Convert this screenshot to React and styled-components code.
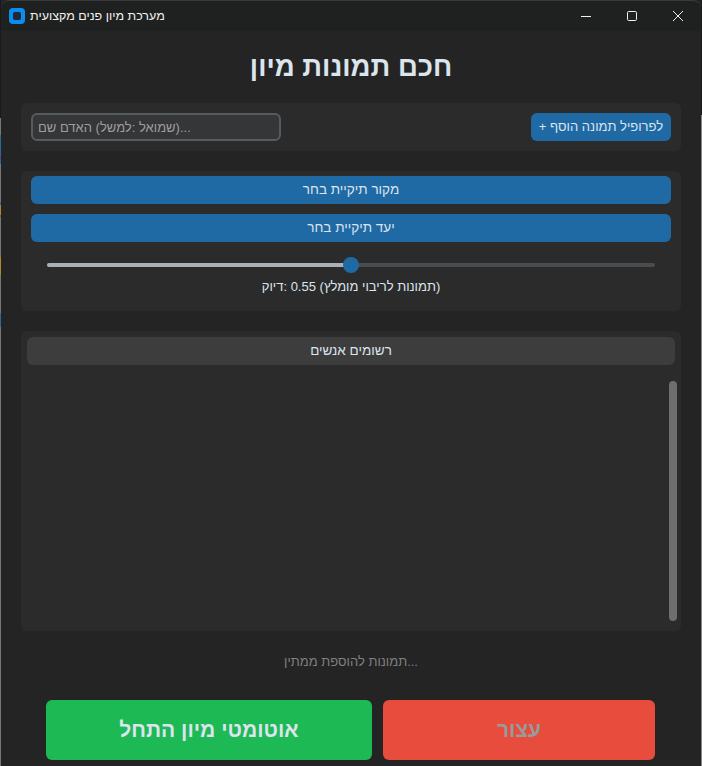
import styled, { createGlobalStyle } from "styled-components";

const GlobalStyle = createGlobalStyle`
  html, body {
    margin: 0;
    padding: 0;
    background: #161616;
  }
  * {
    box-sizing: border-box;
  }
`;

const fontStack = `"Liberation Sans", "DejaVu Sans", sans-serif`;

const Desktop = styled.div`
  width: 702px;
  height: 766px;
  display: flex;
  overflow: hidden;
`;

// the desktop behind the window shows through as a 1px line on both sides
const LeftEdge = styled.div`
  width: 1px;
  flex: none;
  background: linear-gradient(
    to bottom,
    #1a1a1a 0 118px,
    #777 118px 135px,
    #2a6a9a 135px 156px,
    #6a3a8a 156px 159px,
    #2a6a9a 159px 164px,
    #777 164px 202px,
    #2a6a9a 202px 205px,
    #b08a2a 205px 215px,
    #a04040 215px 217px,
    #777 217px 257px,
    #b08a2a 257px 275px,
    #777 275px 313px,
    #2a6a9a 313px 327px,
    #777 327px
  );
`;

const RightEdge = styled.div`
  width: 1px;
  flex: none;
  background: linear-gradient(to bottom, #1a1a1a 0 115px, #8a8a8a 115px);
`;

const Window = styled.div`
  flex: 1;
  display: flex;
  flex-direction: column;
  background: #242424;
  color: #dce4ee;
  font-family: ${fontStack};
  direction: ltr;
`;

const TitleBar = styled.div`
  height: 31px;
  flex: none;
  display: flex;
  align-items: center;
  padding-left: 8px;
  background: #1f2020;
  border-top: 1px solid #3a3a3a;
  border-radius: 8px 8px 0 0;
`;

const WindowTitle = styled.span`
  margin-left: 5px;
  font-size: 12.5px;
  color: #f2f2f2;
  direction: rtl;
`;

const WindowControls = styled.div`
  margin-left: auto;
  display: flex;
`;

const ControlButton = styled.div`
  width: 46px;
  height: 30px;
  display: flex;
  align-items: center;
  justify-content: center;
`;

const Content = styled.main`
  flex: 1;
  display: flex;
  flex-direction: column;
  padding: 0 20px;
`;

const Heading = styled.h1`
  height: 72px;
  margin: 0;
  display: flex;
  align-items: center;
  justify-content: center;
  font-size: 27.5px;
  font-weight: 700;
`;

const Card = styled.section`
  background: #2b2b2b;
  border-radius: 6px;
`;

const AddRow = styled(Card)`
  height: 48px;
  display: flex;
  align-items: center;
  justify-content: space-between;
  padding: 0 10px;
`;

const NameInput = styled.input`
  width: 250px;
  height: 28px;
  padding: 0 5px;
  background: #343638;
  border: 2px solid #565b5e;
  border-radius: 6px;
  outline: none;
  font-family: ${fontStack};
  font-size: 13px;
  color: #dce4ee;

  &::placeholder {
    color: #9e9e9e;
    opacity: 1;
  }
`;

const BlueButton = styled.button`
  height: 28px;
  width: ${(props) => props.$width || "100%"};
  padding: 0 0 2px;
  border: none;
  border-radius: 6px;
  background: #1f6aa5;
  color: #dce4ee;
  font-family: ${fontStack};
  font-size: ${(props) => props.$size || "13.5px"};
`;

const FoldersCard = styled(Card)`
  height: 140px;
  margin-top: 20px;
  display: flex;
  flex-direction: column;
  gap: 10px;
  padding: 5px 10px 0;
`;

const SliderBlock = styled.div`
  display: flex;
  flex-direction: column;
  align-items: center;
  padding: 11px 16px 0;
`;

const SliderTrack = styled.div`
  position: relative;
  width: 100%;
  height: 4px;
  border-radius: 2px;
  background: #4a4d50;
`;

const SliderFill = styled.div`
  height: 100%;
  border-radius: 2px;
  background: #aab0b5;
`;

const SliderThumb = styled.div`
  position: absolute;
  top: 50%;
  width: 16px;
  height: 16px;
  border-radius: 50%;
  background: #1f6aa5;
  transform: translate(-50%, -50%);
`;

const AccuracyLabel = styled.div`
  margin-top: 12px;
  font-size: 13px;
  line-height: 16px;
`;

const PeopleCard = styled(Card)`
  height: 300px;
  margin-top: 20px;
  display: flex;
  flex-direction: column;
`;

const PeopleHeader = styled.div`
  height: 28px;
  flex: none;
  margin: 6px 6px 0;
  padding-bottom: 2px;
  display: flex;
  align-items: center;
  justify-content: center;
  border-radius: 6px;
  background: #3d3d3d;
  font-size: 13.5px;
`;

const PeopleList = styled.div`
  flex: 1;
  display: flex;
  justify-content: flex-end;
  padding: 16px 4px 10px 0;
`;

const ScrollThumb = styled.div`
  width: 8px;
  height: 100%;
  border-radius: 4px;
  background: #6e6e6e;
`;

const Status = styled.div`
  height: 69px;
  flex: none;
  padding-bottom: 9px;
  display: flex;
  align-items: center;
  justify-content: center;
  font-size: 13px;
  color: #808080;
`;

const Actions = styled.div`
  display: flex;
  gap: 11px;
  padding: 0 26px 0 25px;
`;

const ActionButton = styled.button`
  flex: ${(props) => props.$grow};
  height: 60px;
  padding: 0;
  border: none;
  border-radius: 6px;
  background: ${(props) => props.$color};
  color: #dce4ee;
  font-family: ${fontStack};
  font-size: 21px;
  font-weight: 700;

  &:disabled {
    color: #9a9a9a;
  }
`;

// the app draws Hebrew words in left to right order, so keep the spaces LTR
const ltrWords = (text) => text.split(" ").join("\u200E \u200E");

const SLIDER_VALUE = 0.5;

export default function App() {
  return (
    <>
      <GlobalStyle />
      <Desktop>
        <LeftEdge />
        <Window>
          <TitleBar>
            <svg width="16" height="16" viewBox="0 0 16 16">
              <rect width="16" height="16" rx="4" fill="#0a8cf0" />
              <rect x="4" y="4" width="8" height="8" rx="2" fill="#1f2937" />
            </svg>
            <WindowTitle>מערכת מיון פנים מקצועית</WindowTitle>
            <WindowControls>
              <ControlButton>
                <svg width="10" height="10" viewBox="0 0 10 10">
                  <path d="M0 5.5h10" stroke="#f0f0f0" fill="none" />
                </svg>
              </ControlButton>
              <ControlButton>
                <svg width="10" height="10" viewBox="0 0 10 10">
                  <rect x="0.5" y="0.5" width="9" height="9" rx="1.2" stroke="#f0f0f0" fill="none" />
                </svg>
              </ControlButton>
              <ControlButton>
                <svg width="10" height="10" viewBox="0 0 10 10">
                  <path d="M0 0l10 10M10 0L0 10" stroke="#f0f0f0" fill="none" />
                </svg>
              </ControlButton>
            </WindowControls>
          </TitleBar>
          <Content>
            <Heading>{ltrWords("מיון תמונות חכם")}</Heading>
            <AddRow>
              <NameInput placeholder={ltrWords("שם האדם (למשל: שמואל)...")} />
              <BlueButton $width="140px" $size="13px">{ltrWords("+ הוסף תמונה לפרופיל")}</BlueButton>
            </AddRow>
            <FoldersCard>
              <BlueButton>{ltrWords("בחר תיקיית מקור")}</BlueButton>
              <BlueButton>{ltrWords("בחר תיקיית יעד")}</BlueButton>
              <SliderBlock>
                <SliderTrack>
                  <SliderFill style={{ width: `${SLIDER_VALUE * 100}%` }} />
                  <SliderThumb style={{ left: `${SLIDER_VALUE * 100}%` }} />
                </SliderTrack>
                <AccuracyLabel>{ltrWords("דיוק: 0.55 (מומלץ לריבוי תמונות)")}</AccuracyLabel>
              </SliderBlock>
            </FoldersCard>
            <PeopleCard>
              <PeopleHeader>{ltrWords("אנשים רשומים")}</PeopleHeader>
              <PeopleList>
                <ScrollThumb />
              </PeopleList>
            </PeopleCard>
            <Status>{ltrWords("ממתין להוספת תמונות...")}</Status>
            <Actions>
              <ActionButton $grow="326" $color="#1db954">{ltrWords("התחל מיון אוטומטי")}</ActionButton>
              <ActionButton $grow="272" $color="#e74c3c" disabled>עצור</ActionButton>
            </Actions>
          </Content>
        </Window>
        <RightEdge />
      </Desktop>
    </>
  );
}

(Requirements) Go through the lines above. Select every one that has the string "components".

(Answer in full)
Convert this screenshot to React and styled-components code.
import styled, { createGlobalStyle } from "styled-components";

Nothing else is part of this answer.